**Exercise objective:**
Leave out the pictures and reproduce all of the data exactly.

**Data block:**
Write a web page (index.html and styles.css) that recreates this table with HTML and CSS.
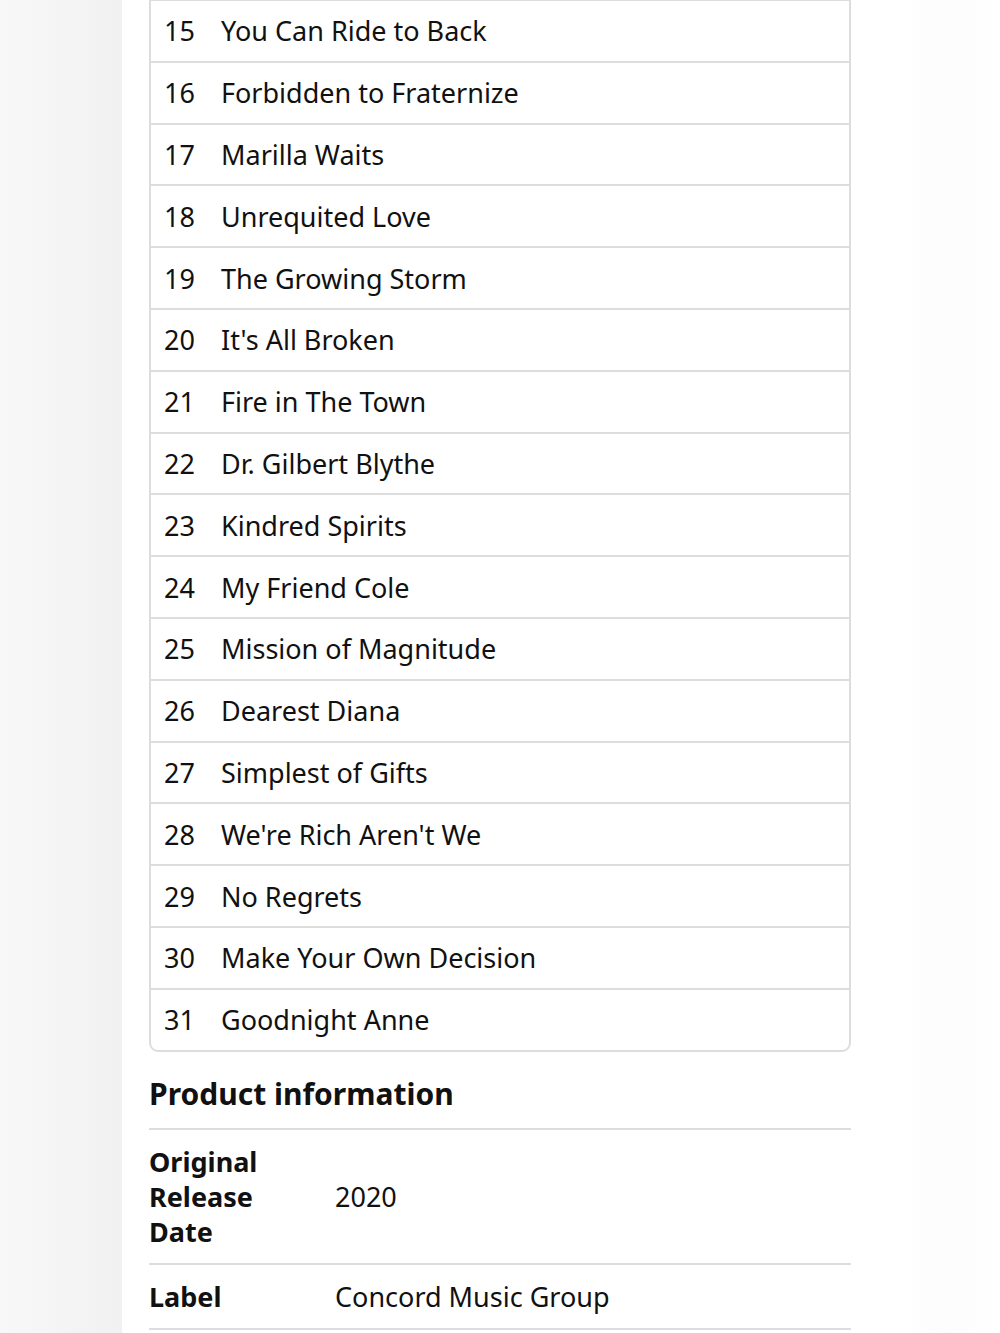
FILE: index.html
```html
<!DOCTYPE html>
<html>
    <head>
    <link rel="stylesheet" href="styles.css">
        <title>Tracks</title>
    </head>
    <body>
        <div class="page">
  <div class="content">
    <div class="track-list">
      <div class="track"><span class="track-num">15</span><span class="track-title">You Can Ride to Back</span></div>
      <div class="track"><span class="track-num">16</span><span class="track-title">Forbidden to Fraternize</span></div>
      <div class="track"><span class="track-num">17</span><span class="track-title">Marilla Waits</span></div>
      <div class="track"><span class="track-num">18</span><span class="track-title">Unrequited Love</span></div>
      <div class="track"><span class="track-num">19</span><span class="track-title">The Growing Storm</span></div>
      <div class="track"><span class="track-num">20</span><span class="track-title">It's All Broken</span></div>
      <div class="track"><span class="track-num">21</span><span class="track-title">Fire in The Town</span></div>
      <div class="track"><span class="track-num">22</span><span class="track-title">Dr. Gilbert Blythe</span></div>
      <div class="track"><span class="track-num">23</span><span class="track-title">Kindred Spirits</span></div>
      <div class="track"><span class="track-num">24</span><span class="track-title">My Friend Cole</span></div>
      <div class="track"><span class="track-num">25</span><span class="track-title">Mission of Magnitude</span></div>
      <div class="track"><span class="track-num">26</span><span class="track-title">Dearest Diana</span></div>
      <div class="track"><span class="track-num">27</span><span class="track-title">Simplest of Gifts</span></div>
      <div class="track"><span class="track-num">28</span><span class="track-title">We're Rich Aren't We</span></div>
      <div class="track"><span class="track-num">29</span><span class="track-title">No Regrets</span></div>
      <div class="track"><span class="track-num">30</span><span class="track-title">Make Your Own Decision</span></div>
      <div class="track"><span class="track-num">31</span><span class="track-title">Goodnight Anne</span></div>
    </div>

    <h2 class="info-heading">Product information</h2>
    <div class="info-table">
      <div class="info-row">
        <div class="info-label">Original Release Date</div>
        <div class="info-value">2020</div>
      </div>
      <div class="info-row">
        <div class="info-label">Label</div>
        <div class="info-value">Concord Music Group</div>
      </div>
    </div>
  </div>
</div>
    </body>
</html>
```

FILE: styles.css
```css
html, body {
  margin: 0;
  padding: 0;
}

body {
  font-family: "Noto Sans", "Open Sans", sans-serif;
  color: #111;
  background: #fff;
}

.page {
  min-height: 1333px;
  padding-left: 122px;
  background: linear-gradient(to right, #f8f8f8 0, #f1f1f1 122px, #fff 122px, #fff 900px, #fcfcfc 950px, #fff 1000px);
}

.content {
  background: #fff;
  padding-left: 27px;
  width: 702px;
  overflow: hidden;
  height: 1333px;
}

.track-list {
  margin-top: -1px;
  border: 2px solid #dddddd;
  border-radius: 0 0 9px 9px;
}

.track {
  display: flex;
  align-items: center;
  height: 59.8px;
  border-bottom: 2px solid #dddddd;
  font-size: 27px;
  padding-left: 13px;
}

.track:last-child {
  border-bottom: none;
}

.track-num {
  width: 57px;
}

.info-heading {
  margin: 22px 0 0;
  font-size: 30px;
  font-weight: 700;
  line-height: 40px;
  padding-bottom: 14px;
  border-bottom: 2px solid #dddddd;
}

.info-row {
  display: flex;
  align-items: center;
  border-bottom: 2px solid #dddddd;
  padding: 14px 0;
  font-size: 27px;
  line-height: 35px;
}

.info-label {
  width: 120px;
  margin-right: 66px;
  font-weight: 700;
}
```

**Solution below:**
Write a web page (index.html and styles.css) that recreates this table with HTML and CSS.
FILE: index.html
```html
<!DOCTYPE html>
<html>
    <head>
    <link rel="stylesheet" href="styles.css">
        <title>Tracks</title>
    </head>
    <body>
        <div class="page">
  <div class="content">
    <div class="track-list">
      <div class="track"><span class="track-num">15</span><span class="track-title">You Can Ride to Back</span></div>
      <div class="track"><span class="track-num">16</span><span class="track-title">Forbidden to Fraternize</span></div>
      <div class="track"><span class="track-num">17</span><span class="track-title">Marilla Waits</span></div>
      <div class="track"><span class="track-num">18</span><span class="track-title">Unrequited Love</span></div>
      <div class="track"><span class="track-num">19</span><span class="track-title">The Growing Storm</span></div>
      <div class="track"><span class="track-num">20</span><span class="track-title">It's All Broken</span></div>
      <div class="track"><span class="track-num">21</span><span class="track-title">Fire in The Town</span></div>
      <div class="track"><span class="track-num">22</span><span class="track-title">Dr. Gilbert Blythe</span></div>
      <div class="track"><span class="track-num">23</span><span class="track-title">Kindred Spirits</span></div>
      <div class="track"><span class="track-num">24</span><span class="track-title">My Friend Cole</span></div>
      <div class="track"><span class="track-num">25</span><span class="track-title">Mission of Magnitude</span></div>
      <div class="track"><span class="track-num">26</span><span class="track-title">Dearest Diana</span></div>
      <div class="track"><span class="track-num">27</span><span class="track-title">Simplest of Gifts</span></div>
      <div class="track"><span class="track-num">28</span><span class="track-title">We're Rich Aren't We</span></div>
      <div class="track"><span class="track-num">29</span><span class="track-title">No Regrets</span></div>
      <div class="track"><span class="track-num">30</span><span class="track-title">Make Your Own Decision</span></div>
      <div class="track"><span class="track-num">31</span><span class="track-title">Goodnight Anne</span></div>
    </div>

    <h2 class="info-heading">Product information</h2>
    <div class="info-table">
      <div class="info-row">
        <div class="info-label">Original Release Date</div>
        <div class="info-value">2020</div>
      </div>
      <div class="info-row">
        <div class="info-label">Label</div>
        <div class="info-value">Concord Music Group</div>
      </div>
    </div>
  </div>
</div>
    </body>
</html>
```

FILE: styles.css
```css
html, body {
  margin: 0;
  padding: 0;
}

body {
  font-family: "Noto Sans", "Open Sans", sans-serif;
  color: #111;
  background: #fff;
}

.page {
  min-height: 1333px;
  padding-left: 122px;
  background: linear-gradient(to right, #f8f8f8 0, #f1f1f1 122px, #fff 122px, #fff 900px, #fcfcfc 950px, #fff 1000px);
}

.content {
  background: #fff;
  padding-left: 27px;
  width: 702px;
  overflow: hidden;
  height: 1333px;
}

.track-list {
  margin-top: -1px;
  border: 2px solid #dddddd;
  border-radius: 0 0 9px 9px;
}

.track {
  display: flex;
  align-items: center;
  height: 59.8px;
  border-bottom: 2px solid #dddddd;
  font-size: 27px;
  padding-left: 13px;
}

.track:last-child {
  border-bottom: none;
}

.track-num {
  width: 57px;
}

.info-heading {
  margin: 22px 0 0;
  font-size: 30px;
  font-weight: 700;
  line-height: 40px;
  padding-bottom: 14px;
  border-bottom: 2px solid #dddddd;
}

.info-row {
  display: flex;
  align-items: center;
  border-bottom: 2px solid #dddddd;
  padding: 14px 0;
  font-size: 27px;
  line-height: 35px;
}

.info-label {
  width: 120px;
  margin-right: 66px;
  font-weight: 700;
}
```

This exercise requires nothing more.